By Mike Kruzman /

Several state legislators and stakeholders came together to discuss further needed reform to Michigan’s no-fault insurance laws and the crisis of care that it has caused.

During his February virtual coffee hour event, Republican State Representative Bob Bezotte of Marion Township was joined by fellow lawmakers from the both sides of the aisle, along with leaders from home health care organizations and community advocates. On everyone’s mind was the topic of recent reforms to Michigan’s no-fault laws, and particularly, what was called one “unintended consequence.”

Beginning in 2019, changes went into effect that gave drivers options on levels of PIP coverage. Michigan Catastrophic Claims Association fees have been reduced for drivers who kept unlimited coverage and eliminated for those with lesser coverage. Due to a MCCA surplus that grew from $2.4-billion to $5-billion, largely from cost savings, those with unlimited coverage as of last October 31st are set to receive a $400 rebate per vehicle this year.

Most of the coffee hour’s discussion was centered around the 45% reduction in reimbursement fees to health care providers caring for people in a catastrophic crash from insurance providers that went into effect last year. State Representative Ryan Berman is in his second term and said that while he was proud to have voted for the reform in his first term, he knew it would need tweaking to avoid a situation like this, but that tweaking didn’t happen, in part due to COVID. Berman expressed a disappointment in leadership.

Bob Mlynarek of 1st Call Home Health Care said this has put them in a very precarious position. He said in the last 8 months they gone through their reserves and had to discharge 18 people with catastrophic injuries and no place to go. Other providers joined the call saying they were at the end of their ropes, as well, and may soon have to discharge more patients that previously paid for and depend on 1-on-1 care. Some of these patients are quadriplegic, paraplegic, and have severe breathing issues due to accidents.

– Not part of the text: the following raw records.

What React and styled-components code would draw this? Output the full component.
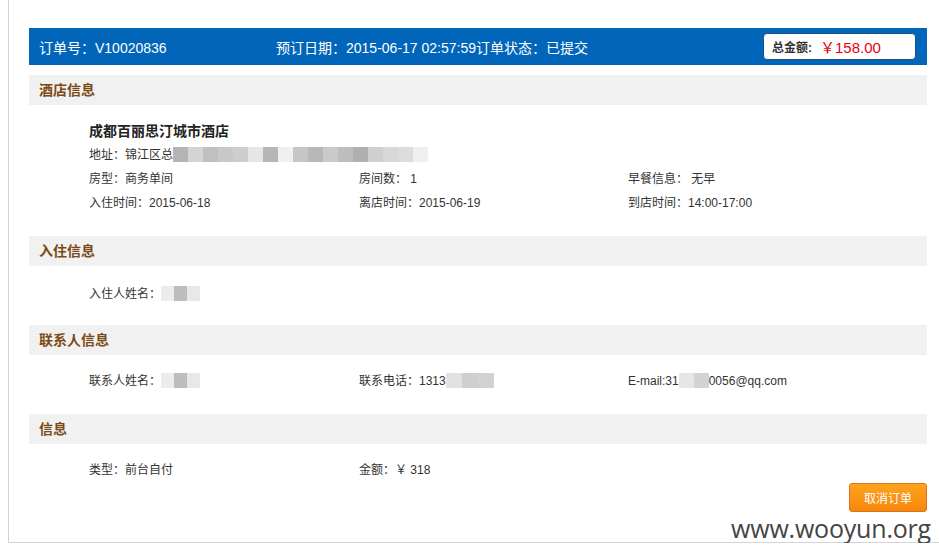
import React from 'react';
import styled, { createGlobalStyle } from 'styled-components';

const GlobalStyle = createGlobalStyle`
    html, body {
        margin: 0;
        padding: 0;
        background: #fff;
        overflow: hidden;
    }
    body {
        font-family: "Liberation Sans", "Noto Sans CJK SC", sans-serif;
        color: #333;
    }
`;

const Page = styled.div`
    padding-left: 8px;
    width: 939px;
    box-sizing: border-box;
`;

/* outer frame: only left and bottom edges are visible */
const Frame = styled.div`
    position: relative;
    border-left: 1px solid #d4d4d4;
    border-bottom: 1px solid #d4d4d4;
    padding: 28px 12px 30px 20px;
`;

const OrderBar = styled.div`
    display: flex;
    align-items: center;
    height: 37px;
    padding: 0 11px 0 10px;
    background-color: #0166b9;
    color: #fff;
    font-size: 14px;
    white-space: nowrap;
`;

const BarItem = styled.span`
    width: ${props => props.w || 'auto'};
    flex-shrink: 0;
`;

const TotalBox = styled.div`
    margin-left: auto;
    display: flex;
    align-items: center;
    width: 153px;
    height: 27px;
    box-sizing: border-box;
    padding-left: 8px;
    background: #fff;
    border: 1px solid #1d4f82;
    border-radius: 4px;
`;

const TotalLabel = styled.span`
    font-size: 12px;
    font-weight: bold;
    color: #333;
    margin-right: 8px;
`;

const TotalPrice = styled.span`
    font-size: 15px;
    color: #e60012;
`;

const SectionTitle = styled.div`
    margin-top: ${props => props.first ? '10px' : '0'};
    height: 30px;
    line-height: 30px;
    padding-left: 10px;
    background-color: #f1f1f1;
    color: #7b4a14;
    font-size: 14px;
    font-weight: bold;
`;

const SectionBody = styled.div`
    padding: ${props => props.pad || '15px 0 20px'};
    padding-left: 60px;
    font-size: 12px;
    line-height: 24px;
`;

const HotelName = styled.div`
    font-size: 14px;
    font-weight: bold;
    color: #222;
`;

const Grid = styled.div`
    display: grid;
    grid-template-columns: 270px 269px 1fr;
`;

const Cell = styled.div`
    white-space: nowrap;
`;

const Mosaic = styled.span`
    display: inline-flex;
    vertical-align: middle;
    height: 15px;
    margin-top: -3px;
`;

const Tile = styled.span`
    display: inline-block;
    width: ${props => props.w || 15}px;
    height: 15px;
    background: ${props => props.c};
`;

const ButtonRow = styled.div`
    display: flex;
    justify-content: flex-end;
    padding-top: 1px;
`;

const CancelButton = styled.button`
    width: 78px;
    height: 29px;
    border: 1px solid #d97418;
    border-radius: 3px;
    background: linear-gradient(#ffa21f, #f7870c);
    color: #fff;
    font-family: "Liberation Sans", "Noto Sans CJK SC", sans-serif;
    font-size: 12px;
    cursor: pointer;
`;

const Watermark = styled.div`
    position: absolute;
    right: 8px;
    bottom: -3px;
    font-family: "Open Sans", "DejaVu Sans", sans-serif;
    font-size: 25px;
    color: #444;
    letter-spacing: -0.2px;
`;

const Blur = ({ shades, w }) => (
    <Mosaic>
        {shades.map((c, i) => <Tile key={i} c={c} w={w} />)}
    </Mosaic>
);

const addressShades = ['#b4b4b4', '#d4d4d4', '#c0c0c0', '#c8c8c8', '#cdcdcd', '#e6e6e6', '#b6b6b6', '#f0f0f0',
    '#c6c6c6', '#b8b8b8', '#cacaca', '#bebebe', '#b0b0b0', '#cfcfcf', '#d8d8d8', '#dcdcdc', '#efefef'];
const nameShades = ['#ececec', '#bdbdbd', '#e8e8e8'];

const App = () => (
    <Page>
        <GlobalStyle />
        <Frame>
            <OrderBar>
                <BarItem w="237px">订单号：V10020836</BarItem>
                <BarItem>预订日期：2015-06-17 02:57:59订单状态：已提交</BarItem>
                <TotalBox>
                    <TotalLabel>总金额:</TotalLabel>
                    <TotalPrice>￥158.00</TotalPrice>
                </TotalBox>
            </OrderBar>

            <SectionTitle first>酒店信息</SectionTitle>
            <SectionBody pad="14px 0 21px">
                <HotelName>成都百丽思汀城市酒店</HotelName>
                <div>地址：锦江区总<Blur shades={addressShades} /></div>
                <Grid>
                    <Cell>房型：商务单间</Cell>
                    <Cell>房间数： 1</Cell>
                    <Cell>早餐信息： 无早</Cell>
                    <Cell>入住时间：2015-06-18</Cell>
                    <Cell>离店时间：2015-06-19</Cell>
                    <Cell>到店时间：14:00-17:00</Cell>
                </Grid>
            </SectionBody>

            <SectionTitle>入住信息</SectionTitle>
            <SectionBody pad="16px 0 19px">
                <div>入住人姓名：<Blur shades={nameShades} w={13} /></div>
            </SectionBody>

            <SectionTitle>联系人信息</SectionTitle>
            <SectionBody pad="14px 0 21px">
                <Grid>
                    <Cell>联系人姓名：<Blur shades={nameShades} w={13} /></Cell>
                    <Cell>联系电话：1313<Blur shades={['#e2e2e2', '#cfcfcf', '#d2d2d2']} w={16} /></Cell>
                    <Cell>E-mail:31<Blur shades={['#e6e6e6', '#d3d3d3']} w={15} />0056@qq.com</Cell>
                </Grid>
            </SectionBody>

            <SectionTitle>信息</SectionTitle>
            <SectionBody pad="14px 0 0">
                <Grid>
                    <Cell>类型：前台自付</Cell>
                    <Cell>金额：￥ 318</Cell>
                </Grid>
            </SectionBody>
            <ButtonRow>
                <CancelButton>取消订单</CancelButton>
            </ButtonRow>

            <Watermark>www.wooyun.org</Watermark>
        </Frame>
    </Page>
);

export default App;
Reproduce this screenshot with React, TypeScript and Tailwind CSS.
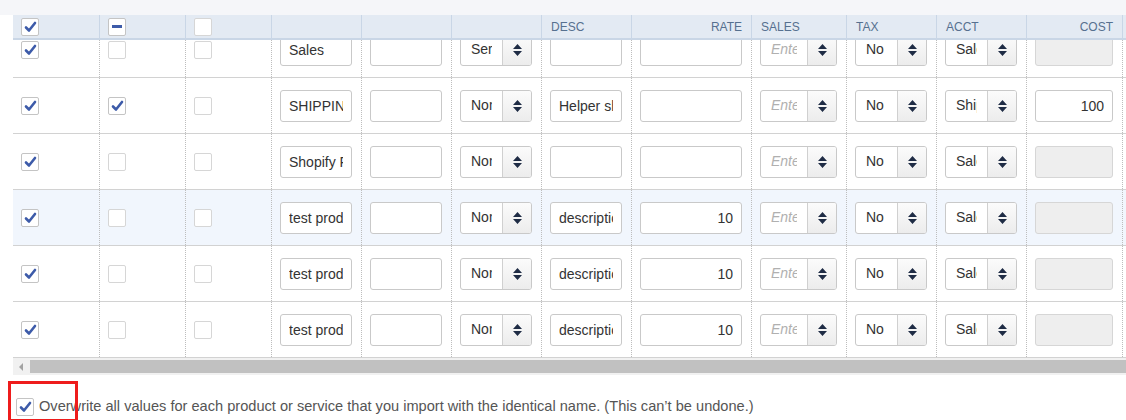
import React from "react";

const COLS =
  "grid grid-cols-[87px_86px_86px_90px_90px_90px_90px_120px_95px_90px_90px_96px_1fr]";

const Check = () => (
  <svg width="13" height="12" viewBox="0 0 13 12">
    <path
      d="M2 6.5 L5 9.5 L11 2"
      stroke="#3d5ba9"
      strokeWidth="2.6"
      fill="none"
      strokeLinecap="round"
      strokeLinejoin="round"
    />
  </svg>
);

const Box = ({ state }: { state: "on" | "off" | "mixed" }) => (
  <div
    className={`w-[18px] h-[18px] bg-white border rounded-[2px] flex items-center justify-center ${
      state === "off" ? "border-[#d6d6d6]" : "border-[#c4c4c4]"
    }`}
  >
    {state === "on" && <Check />}
    {state === "mixed" && <div className="w-[10px] h-[3px] bg-[#3d5ba9]" />}
  </div>
);

const Spinner = () => (
  <svg width="9" height="12" viewBox="0 0 9 12">
    <path d="M4.5 0 L9 5 L0 5 Z M0 7 L9 7 L4.5 12 Z" fill="#1f2c45" />
  </svg>
);

const TextInput = ({
  value,
  right,
  disabled,
}: {
  value?: string;
  right?: boolean;
  disabled?: boolean;
}) => (
  <input
    readOnly
    value={value ?? ""}
    className={`w-full h-[32px] border border-[#c9c9c9] rounded-[3px] px-2 text-[14px] text-[#333] outline-none font-['Liberation_Sans',Arial,sans-serif] ${
      right ? "text-right" : "text-left"
    } ${disabled ? "bg-[#eeeeee] border-[#d6d6d6]" : "bg-white"}`}
  />
);

const Select = ({ value, placeholder }: { value?: string; placeholder?: string }) => (
  <div className="w-full h-[32px] border border-[#c9c9c9] rounded-[3px] bg-white flex overflow-hidden">
    <div className="flex-1 min-w-0 px-[10px] flex items-center">
      <div className="overflow-hidden whitespace-nowrap text-[14px]">
        {value ? (
          <span className="text-[#333]">{value}</span>
        ) : (
          <span className="text-[#b0b0b0] italic">{placeholder}</span>
        )}
      </div>
    </div>
    <div className="w-[29px] shrink-0 border-l border-[#d0d0d0] bg-gradient-to-b from-[#fbfbfb] to-[#ececec] flex items-center justify-center">
      <Spinner />
    </div>
  </div>
);

type Row = {
  c2: boolean;
  name: string;
  type: string;
  desc: string;
  rate: string;
  acct: string;
  cost: string | null;
  hl?: boolean;
};

const rows: Row[] = [
  { c2: false, name: "Sales", type: "Service", desc: "", rate: "", acct: "Sales", cost: null },
  {
    c2: true,
    name: "SHIPPING",
    type: "Non-inventory",
    desc: "Helper shipping product",
    rate: "",
    acct: "Shipping",
    cost: "100",
  },
  { c2: false, name: "Shopify Fees", type: "Non-inventory", desc: "", rate: "", acct: "Sales", cost: null },
  { c2: false, name: "test product", type: "Non-inventory", desc: "description", rate: "10", acct: "Sales", cost: null, hl: true },
  { c2: false, name: "test product", type: "Non-inventory", desc: "description", rate: "10", acct: "Sales", cost: null },
  { c2: false, name: "test product", type: "Non-inventory", desc: "description", rate: "10", acct: "Sales", cost: null },
];

const BodyCell = ({ children }: { children?: React.ReactNode }) => (
  <div className="border-r border-dotted border-[#bdbdbd] pl-2 pr-[9px] flex items-center min-w-0">
    {children}
  </div>
);

const HeadCell = ({ children, right }: { children?: React.ReactNode; right?: boolean }) => (
  <div
    className={`border-r border-[#c9d6e6] px-[9px] flex items-center text-[12px] text-[#56708f] ${
      right ? "justify-end" : ""
    }`}
  >
    {children}
  </div>
);

export default function App() {
  return (
    <div className="w-[1126px] h-[420px] bg-white overflow-hidden font-['Liberation_Sans',Arial,sans-serif]">
      <div className="h-[15px] bg-[#f5f6f9]" />
      <div className="pl-[13px]">
        {/* header */}
        <div className={`${COLS} h-[25px] bg-[#e3eaf3] border-b-2 border-[#c9d6e6]`}>
          <div className="border-r border-[#c9d6e6] pl-2 flex items-center">
            <Box state="on" />
          </div>
          <div className="border-r border-[#c9d6e6] pl-2 flex items-center">
            <Box state="mixed" />
          </div>
          <div className="border-r border-[#c9d6e6] pl-2 flex items-center">
            <Box state="off" />
          </div>
          <HeadCell />
          <HeadCell />
          <HeadCell />
          <HeadCell>DESC</HeadCell>
          <HeadCell right>RATE</HeadCell>
          <HeadCell>SALES</HeadCell>
          <HeadCell>TAX</HeadCell>
          <HeadCell>ACCT</HeadCell>
          <HeadCell right>COST</HeadCell>
          <div />
        </div>
        {/* body */}
        <div className="h-[318px] overflow-hidden">
          <div className="-mt-[18px]">
            {rows.map((r, i) => (
              <div
                key={i}
                className={`${COLS} h-[56px] border-b border-[#d2d2d2] ${r.hl ? "bg-[#f1f6fd]" : "bg-white"}`}
              >
                <BodyCell>
                  <Box state="on" />
                </BodyCell>
                <BodyCell>
                  <Box state={r.c2 ? "on" : "off"} />
                </BodyCell>
                <BodyCell>
                  <Box state="off" />
                </BodyCell>
                <BodyCell>
                  <TextInput value={r.name} />
                </BodyCell>
                <BodyCell>
                  <TextInput />
                </BodyCell>
                <BodyCell>
                  <Select value={r.type} />
                </BodyCell>
                <BodyCell>
                  <TextInput value={r.desc} />
                </BodyCell>
                <BodyCell>
                  <TextInput value={r.rate} right />
                </BodyCell>
                <BodyCell>
                  <Select placeholder="Enter text" />
                </BodyCell>
                <BodyCell>
                  <Select value="No" />
                </BodyCell>
                <BodyCell>
                  <Select value={r.acct} />
                </BodyCell>
                <BodyCell>
                  {r.cost ? <TextInput value={r.cost} right /> : <TextInput disabled />}
                </BodyCell>
                <div />
              </div>
            ))}
          </div>
        </div>
        {/* horizontal scrollbar */}
        <div className="h-[17px] bg-[#f1f1f1] flex">
          <div className="w-[17px] flex items-center justify-center">
            <svg width="5" height="8" viewBox="0 0 5 8">
              <path d="M4 0 L0 4 L4 8 Z" fill="#a3a3a3" />
            </svg>
          </div>
          <div className="flex-1 my-[2px] bg-[#c1c1c1]" />
        </div>
      </div>
      {/* footer */}
      <div className="relative h-[45px]">
        <div className="flex items-center gap-[5px] pl-[16px] pt-[21px]">
          <Box state="on" />
          <span className="text-[14.6px] text-[#555]">
            Overwrite all values for each product or service that you import with the identical name. (This can’t be undone.)
          </span>
        </div>
        <div className="absolute left-[8px] top-[6px] w-[70px] h-[41px] border-[3px] border-[#ee1c1c]" />
      </div>
    </div>
  );
}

One provider said they have made attempts at negotiating with the insurance companies, but they aren’t interested.

Bezotte said he felt the reduction in the fee schedule should only affect cases going forward and not work retroactively, as insurance companies were being said to implement it.

Democratic State Rep Julie Rogers was part of the event and agreed, stating that all Michigan law is prospective and moving-forward. She said she has read the legislation “umpteen times” and nothing in it states that it is retroactive, and this is something that the insurance companies are just doing.

Bezotte said they are trying raise more awareness and momentum on this topic, and encouraged everyone to reach out to their representatives and senators to let them know how they feel.